Like many youngsters, 3 year old Schuyler and Sarah parsons have had ear infections again and again.
But once, right after a round of antibiotics, their dad, Richie Parsons, remembers, "All of a sudden we started seeing what we thought was a stomach virus."
That "stomach bug" dragged on and on ... Leaving the twins dehydrated from diarrhea.
Susanne Petrosky, a young mother in Perkasie, Bucks County, had a similar experience
.Not long after she finished some antibiotics, her stomach started acting up.
After several weeks of not feeling right, she suddenly got extremely sick.

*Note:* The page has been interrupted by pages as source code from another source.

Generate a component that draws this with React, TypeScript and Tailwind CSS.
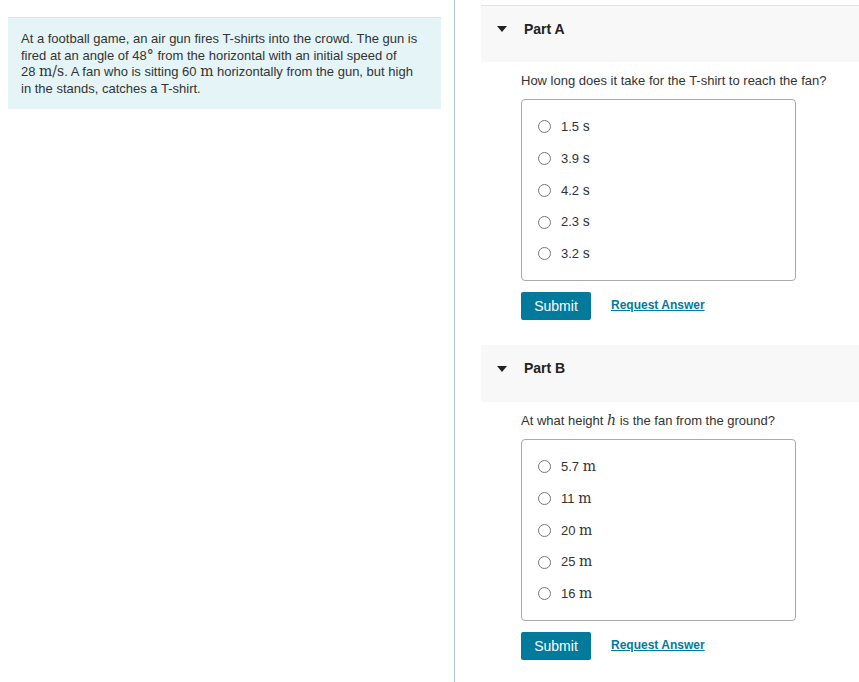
import React from "react";

const sans = { fontFamily: '"Liberation Sans", Arial, sans-serif' };

function M({ children, italic }: { children: React.ReactNode; italic?: boolean }) {
  return (
    <span
      className={`font-serif text-[14px] leading-none ${italic ? "italic" : ""}`}
      style={{ fontFamily: '"DejaVu Serif", "Liberation Serif", serif' }}
    >
      {children}
    </span>
  );
}

function Radio({ num, unit }: { num: string; unit: string }) {
  return (
    <label className="flex items-center h-[31.75px]">
      <span className="w-[13px] h-[13px] rounded-full border border-[#767676] bg-white mr-[10px]" />
      <span>
        {num} <M>{unit}</M>
      </span>
    </label>
  );
}

function Part({
  title,
  question,
  options,
  unit,
  border,
}: {
  title: string;
  question: React.ReactNode;
  options: string[];
  unit: string;
  border?: boolean;
}) {
  return (
    <div>
      <div
        className={`flex items-center h-[57px] bg-[#f8f8f8] pl-[16px] pb-[10px] ${
          border ? "border-t border-[#e2e2e2]" : ""
        }`}
      >
        <span className="w-0 h-0 border-l-[5px] border-r-[5px] border-t-[6px] border-l-transparent border-r-transparent border-t-[#222] mr-[17px]" />
        <span className="font-bold text-[14px] text-[#222]">{title}</span>
      </div>
      <div className="pl-[40px]">
        <p className="mt-[10px] h-[17px] leading-[17px]">{question}</p>
        <div className="mt-[10px] w-[275px] h-[182px] border border-[#aaaaaa] rounded-[4px] pt-[11px] pl-[16px]">
          {options.map((o) => (
            <Radio key={o} num={o} unit={unit} />
          ))}
        </div>
        <div className="flex items-center mt-[11px]">
          <button className="w-[70px] h-[28px] rounded-[2px] bg-[#017a9c] text-white text-[14px]">
            Submit
          </button>
          <a className="ml-[20px] text-[#017a9c] font-bold underline text-[12px] -mt-[2px]">
            Request Answer
          </a>
        </div>
      </div>
    </div>
  );
}

export default function App() {
  return (
    <div className="flex w-[859px] h-[682px] bg-white text-[13px] text-[#333]" style={sans}>
      <div className="w-[454px] pl-[8px] pr-[13px] pt-[17px]">
        <div className="bg-[#e5f5f7] border-t border-[#dde3e6] h-[92px] pl-[13px] pt-[13px] leading-[16.7px]">
          At a football game, an air gun fires T-shirts into the crowd. The gun is
          <br />
          fired at an angle of 48<M>°</M> from the horizontal with an initial speed of
          <br />
          28 <M>m/s</M>. A fan who is sitting 60 <M>m</M> horizontally from the gun, but high
          <br />
          in the stands, catches a T-shirt.
        </div>
      </div>
      <div className="w-px bg-[#afc3d4]" />
      <div className="flex-1 pl-[26px] pt-[5px]">
        <Part
          border
          title="Part A"
          question="How long does it take for the T-shirt to reach the fan?"
          options={["1.5", "3.9", "4.2", "2.3", "3.2"]}
          unit="s"
        />
        <div className="h-[25px]" />
        <Part
          title="Part B"
          question={
            <>
              At what height <M italic>h</M> is the fan from the ground?
            </>
          }
          options={["5.7", "11", "20", "25", "16"]}
          unit="m"
        />
      </div>
    </div>
  );
}
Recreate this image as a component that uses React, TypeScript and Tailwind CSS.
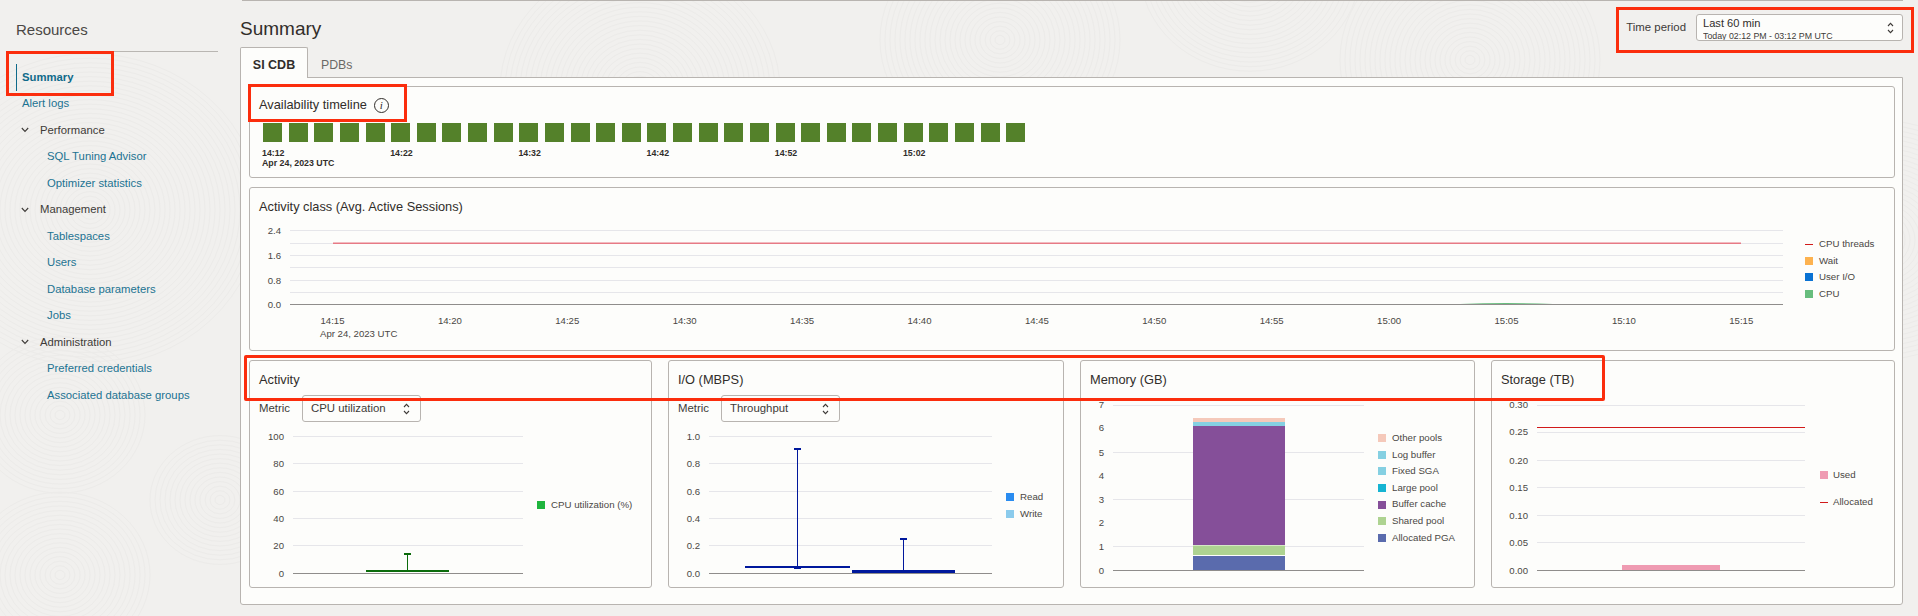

Petrosky says, "I couldn't get dressed, I couldn't take care of my children. I couldn't do anything."
In both cases, the culprit was c-diff, short for clostridium difficile.
About 3 per cent of people carry the bug without knowing it.
Normal intestinal bacteria usually keep c-diff in check.
But when antibiotics kill off those good bacteria, c-diff can take over.
It makes a toxin that poisons the intestinal wall.
And it hides in spores that can live for months.
C-diff infections used to be confined to hospitals or nursing homes.
But a nasty, new strain has emerged.
Dr. Jack Kelly, an infectious disease specialist at Abington Memorial Hospital, says, "The toxin, which is responsible for the tissue injury that we're seeing, produced a level 16 to 23, 25 fold."
Reports presented this month to the Infectious Disease Society call it "an alarming epidemic."
And C-diff is now attacking healthy young people outside hospitals.
Susanne's son later came down with C-diff, too, as did a guest at her Bucks County home.
It was an unwelcome milestone... the first community outbreak documented by the Centers for Disease Control.
Dr. Felicia Lewis, who tracks c-diff cases for the CDC and the Philadelphia Health Department, has discovered pregnant women run a slightly higher risk of infection. In fact, one in Philadelphia died in early 2006. She never had contact with a hospital or nursing home. It is possible she picked up C-diff in her doctor's office.
Others running a high risk of C-diff infections are people who use heartburn drugs called proton-pump inhibitors - such as Nexium, Prevacid, and Prilosec.
To protect yourself, thorough hand-washing at every bathroom visit is a must.
Also, don't take antibiotics unless you really need them.
Dr. Lewis says the fight against this new c-diff is just beginning. She says, "Until we know a little bit more about how the disease is contracted and spread in the community, we're not going to know how best to fix it."
The Parsons twins battled C-diff for more than a year, with repeated hospital stays. They finally recovered, but not until after a complex process of restoring their natural gut bacteria.
Susanne Petrosky spent days in the hospital, and months more taking stro
ng medications. Even now, she's not sure the C-diff is gone for good.